— Records from a dataset —
--- begin ---

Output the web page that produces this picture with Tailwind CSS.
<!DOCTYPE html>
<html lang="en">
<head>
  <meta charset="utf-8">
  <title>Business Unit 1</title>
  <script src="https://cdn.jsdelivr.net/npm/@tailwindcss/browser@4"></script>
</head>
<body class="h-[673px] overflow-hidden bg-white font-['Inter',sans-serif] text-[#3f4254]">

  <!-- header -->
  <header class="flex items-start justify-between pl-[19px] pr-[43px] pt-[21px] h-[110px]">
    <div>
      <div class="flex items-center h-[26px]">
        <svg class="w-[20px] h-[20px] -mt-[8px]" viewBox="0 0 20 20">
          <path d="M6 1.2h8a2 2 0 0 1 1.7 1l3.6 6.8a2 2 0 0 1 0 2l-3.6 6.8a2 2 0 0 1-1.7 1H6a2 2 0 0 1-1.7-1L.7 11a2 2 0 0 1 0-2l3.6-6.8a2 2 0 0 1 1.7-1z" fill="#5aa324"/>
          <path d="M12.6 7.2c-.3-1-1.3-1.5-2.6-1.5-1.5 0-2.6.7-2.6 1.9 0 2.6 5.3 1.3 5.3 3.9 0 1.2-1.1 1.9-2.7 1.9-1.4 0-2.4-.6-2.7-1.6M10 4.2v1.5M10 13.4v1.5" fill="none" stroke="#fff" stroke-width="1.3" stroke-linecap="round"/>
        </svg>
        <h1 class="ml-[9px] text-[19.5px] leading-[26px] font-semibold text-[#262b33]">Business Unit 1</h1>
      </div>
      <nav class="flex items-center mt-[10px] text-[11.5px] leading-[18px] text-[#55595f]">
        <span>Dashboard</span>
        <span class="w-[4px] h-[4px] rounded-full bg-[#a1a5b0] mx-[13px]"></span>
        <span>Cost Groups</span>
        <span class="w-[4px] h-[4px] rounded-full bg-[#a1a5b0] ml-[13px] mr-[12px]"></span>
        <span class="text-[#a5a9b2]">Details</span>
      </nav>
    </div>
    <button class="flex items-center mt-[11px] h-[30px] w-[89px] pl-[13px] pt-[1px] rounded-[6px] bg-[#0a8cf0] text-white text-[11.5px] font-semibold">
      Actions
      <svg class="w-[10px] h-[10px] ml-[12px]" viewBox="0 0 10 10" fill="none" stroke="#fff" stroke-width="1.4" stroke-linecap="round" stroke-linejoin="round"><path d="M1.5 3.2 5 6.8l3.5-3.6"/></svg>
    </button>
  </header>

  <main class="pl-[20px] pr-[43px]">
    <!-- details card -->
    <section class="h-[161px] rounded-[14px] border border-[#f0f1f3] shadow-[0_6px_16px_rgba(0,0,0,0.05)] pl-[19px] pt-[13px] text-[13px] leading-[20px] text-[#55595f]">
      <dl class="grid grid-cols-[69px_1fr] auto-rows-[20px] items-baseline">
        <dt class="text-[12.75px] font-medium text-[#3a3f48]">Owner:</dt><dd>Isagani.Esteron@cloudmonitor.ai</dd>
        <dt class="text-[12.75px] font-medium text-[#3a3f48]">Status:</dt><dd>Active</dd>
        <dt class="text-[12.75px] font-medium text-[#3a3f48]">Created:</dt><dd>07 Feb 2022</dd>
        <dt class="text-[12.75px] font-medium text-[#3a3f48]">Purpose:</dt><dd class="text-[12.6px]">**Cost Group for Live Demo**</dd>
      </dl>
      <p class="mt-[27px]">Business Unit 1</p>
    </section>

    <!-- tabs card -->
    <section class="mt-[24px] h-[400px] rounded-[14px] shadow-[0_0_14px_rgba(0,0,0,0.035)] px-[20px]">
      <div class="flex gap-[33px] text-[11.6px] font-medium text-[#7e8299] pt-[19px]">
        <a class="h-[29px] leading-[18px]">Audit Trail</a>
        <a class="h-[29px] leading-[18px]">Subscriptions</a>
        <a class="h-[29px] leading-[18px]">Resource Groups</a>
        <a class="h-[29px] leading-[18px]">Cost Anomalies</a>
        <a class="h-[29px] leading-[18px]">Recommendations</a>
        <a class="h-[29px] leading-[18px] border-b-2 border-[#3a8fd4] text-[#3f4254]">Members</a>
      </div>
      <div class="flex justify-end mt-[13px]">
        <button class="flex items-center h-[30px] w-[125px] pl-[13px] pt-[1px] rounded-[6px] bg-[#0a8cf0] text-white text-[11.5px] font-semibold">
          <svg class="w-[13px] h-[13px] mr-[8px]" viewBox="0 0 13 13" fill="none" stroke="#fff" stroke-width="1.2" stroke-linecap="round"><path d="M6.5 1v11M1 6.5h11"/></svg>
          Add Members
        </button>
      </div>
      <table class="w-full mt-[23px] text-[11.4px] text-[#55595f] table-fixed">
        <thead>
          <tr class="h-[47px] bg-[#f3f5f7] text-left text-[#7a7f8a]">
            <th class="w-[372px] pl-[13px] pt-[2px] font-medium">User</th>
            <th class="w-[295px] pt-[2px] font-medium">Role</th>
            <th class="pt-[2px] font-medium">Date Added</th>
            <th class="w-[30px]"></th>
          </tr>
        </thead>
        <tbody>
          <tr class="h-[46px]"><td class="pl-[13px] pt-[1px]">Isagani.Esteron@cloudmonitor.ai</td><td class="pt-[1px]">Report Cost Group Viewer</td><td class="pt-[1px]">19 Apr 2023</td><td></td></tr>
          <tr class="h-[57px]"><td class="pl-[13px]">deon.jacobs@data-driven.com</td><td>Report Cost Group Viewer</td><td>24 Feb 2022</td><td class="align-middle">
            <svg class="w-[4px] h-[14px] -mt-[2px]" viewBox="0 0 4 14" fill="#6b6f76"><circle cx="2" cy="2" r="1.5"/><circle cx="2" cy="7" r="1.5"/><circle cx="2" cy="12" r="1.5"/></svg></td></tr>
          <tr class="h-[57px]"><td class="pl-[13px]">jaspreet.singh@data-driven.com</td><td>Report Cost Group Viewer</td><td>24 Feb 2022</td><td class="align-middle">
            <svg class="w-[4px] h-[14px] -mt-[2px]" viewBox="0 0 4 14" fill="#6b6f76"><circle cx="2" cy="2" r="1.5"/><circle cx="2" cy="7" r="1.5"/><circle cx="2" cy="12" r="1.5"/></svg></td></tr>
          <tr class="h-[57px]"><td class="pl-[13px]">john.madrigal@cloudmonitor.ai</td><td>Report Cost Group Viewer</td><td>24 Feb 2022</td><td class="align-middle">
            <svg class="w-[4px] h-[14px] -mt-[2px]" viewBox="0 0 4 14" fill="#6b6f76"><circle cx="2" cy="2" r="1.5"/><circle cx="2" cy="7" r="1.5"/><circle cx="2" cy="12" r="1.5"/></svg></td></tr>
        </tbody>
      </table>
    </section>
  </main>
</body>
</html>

--- end ---
--- begin ---

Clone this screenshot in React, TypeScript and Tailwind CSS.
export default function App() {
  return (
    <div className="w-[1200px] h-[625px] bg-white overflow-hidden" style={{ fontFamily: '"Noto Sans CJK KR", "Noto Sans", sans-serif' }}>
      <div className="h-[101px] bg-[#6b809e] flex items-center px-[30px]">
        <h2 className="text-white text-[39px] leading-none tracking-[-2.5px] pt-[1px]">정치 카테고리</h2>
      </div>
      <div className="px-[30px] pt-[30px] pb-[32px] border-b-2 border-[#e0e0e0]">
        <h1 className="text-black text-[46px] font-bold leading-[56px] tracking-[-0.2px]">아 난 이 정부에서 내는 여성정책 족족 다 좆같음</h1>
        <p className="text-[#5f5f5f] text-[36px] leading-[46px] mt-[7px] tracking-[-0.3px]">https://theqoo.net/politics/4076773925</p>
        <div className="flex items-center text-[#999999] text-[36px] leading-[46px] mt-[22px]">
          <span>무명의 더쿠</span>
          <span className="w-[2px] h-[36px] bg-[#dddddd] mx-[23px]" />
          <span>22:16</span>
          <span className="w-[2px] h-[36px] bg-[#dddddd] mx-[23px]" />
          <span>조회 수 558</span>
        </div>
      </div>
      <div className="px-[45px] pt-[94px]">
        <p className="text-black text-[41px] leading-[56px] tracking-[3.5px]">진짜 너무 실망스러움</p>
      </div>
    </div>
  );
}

--- end ---
--- begin ---

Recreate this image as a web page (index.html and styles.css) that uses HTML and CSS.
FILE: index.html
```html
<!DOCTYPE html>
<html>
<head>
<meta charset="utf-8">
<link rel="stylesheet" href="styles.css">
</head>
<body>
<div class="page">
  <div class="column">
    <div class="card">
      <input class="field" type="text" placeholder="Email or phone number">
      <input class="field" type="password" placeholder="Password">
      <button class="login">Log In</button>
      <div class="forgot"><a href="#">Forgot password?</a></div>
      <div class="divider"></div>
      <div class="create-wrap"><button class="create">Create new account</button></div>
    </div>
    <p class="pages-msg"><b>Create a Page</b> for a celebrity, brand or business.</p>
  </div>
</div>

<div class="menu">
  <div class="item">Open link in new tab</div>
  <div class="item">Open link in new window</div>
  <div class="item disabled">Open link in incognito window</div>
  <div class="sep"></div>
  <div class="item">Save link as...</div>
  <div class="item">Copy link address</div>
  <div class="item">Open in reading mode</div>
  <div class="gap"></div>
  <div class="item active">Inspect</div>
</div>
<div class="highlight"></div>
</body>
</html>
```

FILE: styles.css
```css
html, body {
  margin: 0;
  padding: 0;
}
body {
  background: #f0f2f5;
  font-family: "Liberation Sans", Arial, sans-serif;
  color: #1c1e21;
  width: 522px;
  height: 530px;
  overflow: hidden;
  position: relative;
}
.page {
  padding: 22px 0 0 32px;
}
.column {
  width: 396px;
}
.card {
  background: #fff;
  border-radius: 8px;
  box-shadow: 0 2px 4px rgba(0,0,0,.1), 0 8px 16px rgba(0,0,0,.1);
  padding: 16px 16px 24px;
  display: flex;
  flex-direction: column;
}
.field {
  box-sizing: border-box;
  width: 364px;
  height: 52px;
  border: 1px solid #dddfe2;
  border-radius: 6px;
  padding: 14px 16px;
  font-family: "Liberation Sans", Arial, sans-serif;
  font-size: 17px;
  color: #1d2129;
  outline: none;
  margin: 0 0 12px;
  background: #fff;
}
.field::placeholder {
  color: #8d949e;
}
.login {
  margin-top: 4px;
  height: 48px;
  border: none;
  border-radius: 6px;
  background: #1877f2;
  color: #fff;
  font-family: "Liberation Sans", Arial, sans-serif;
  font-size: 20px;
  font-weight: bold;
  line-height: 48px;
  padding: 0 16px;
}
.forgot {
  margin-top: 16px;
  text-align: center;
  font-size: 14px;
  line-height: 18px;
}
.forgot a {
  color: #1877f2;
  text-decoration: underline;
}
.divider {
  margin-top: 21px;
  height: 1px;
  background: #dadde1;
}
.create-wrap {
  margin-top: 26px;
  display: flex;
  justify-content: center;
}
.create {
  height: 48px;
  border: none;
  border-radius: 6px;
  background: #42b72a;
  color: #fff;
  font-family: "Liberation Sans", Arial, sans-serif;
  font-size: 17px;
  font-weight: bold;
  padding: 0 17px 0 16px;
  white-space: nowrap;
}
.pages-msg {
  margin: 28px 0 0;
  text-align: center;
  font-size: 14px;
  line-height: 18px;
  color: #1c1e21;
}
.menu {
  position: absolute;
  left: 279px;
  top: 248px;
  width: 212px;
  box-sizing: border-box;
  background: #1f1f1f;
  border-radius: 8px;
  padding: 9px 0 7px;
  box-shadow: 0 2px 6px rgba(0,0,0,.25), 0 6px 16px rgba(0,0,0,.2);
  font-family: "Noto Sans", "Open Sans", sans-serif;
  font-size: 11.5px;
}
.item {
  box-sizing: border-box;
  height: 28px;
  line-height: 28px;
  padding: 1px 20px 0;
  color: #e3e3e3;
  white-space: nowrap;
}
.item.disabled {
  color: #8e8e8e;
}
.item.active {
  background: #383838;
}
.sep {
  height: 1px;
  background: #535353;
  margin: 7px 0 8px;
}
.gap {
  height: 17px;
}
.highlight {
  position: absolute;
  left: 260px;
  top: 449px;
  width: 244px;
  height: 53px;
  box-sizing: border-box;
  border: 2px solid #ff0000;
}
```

--- end ---

The lines to extract from the data above begin with the line containing "Output the web" and end with the line containing "overflow-hidden bg-white font-['Inter',sans-serif]". Extract them exactly, including both.

Output the web page that produces this picture with Tailwind CSS.
<!DOCTYPE html>
<html lang="en">
<head>
  <meta charset="utf-8">
  <title>Business Unit 1</title>
  <script src="https://cdn.jsdelivr.net/npm/@tailwindcss/browser@4"></script>
</head>
<body class="h-[673px] overflow-hidden bg-white font-['Inter',sans-serif] text-[#3f4254]">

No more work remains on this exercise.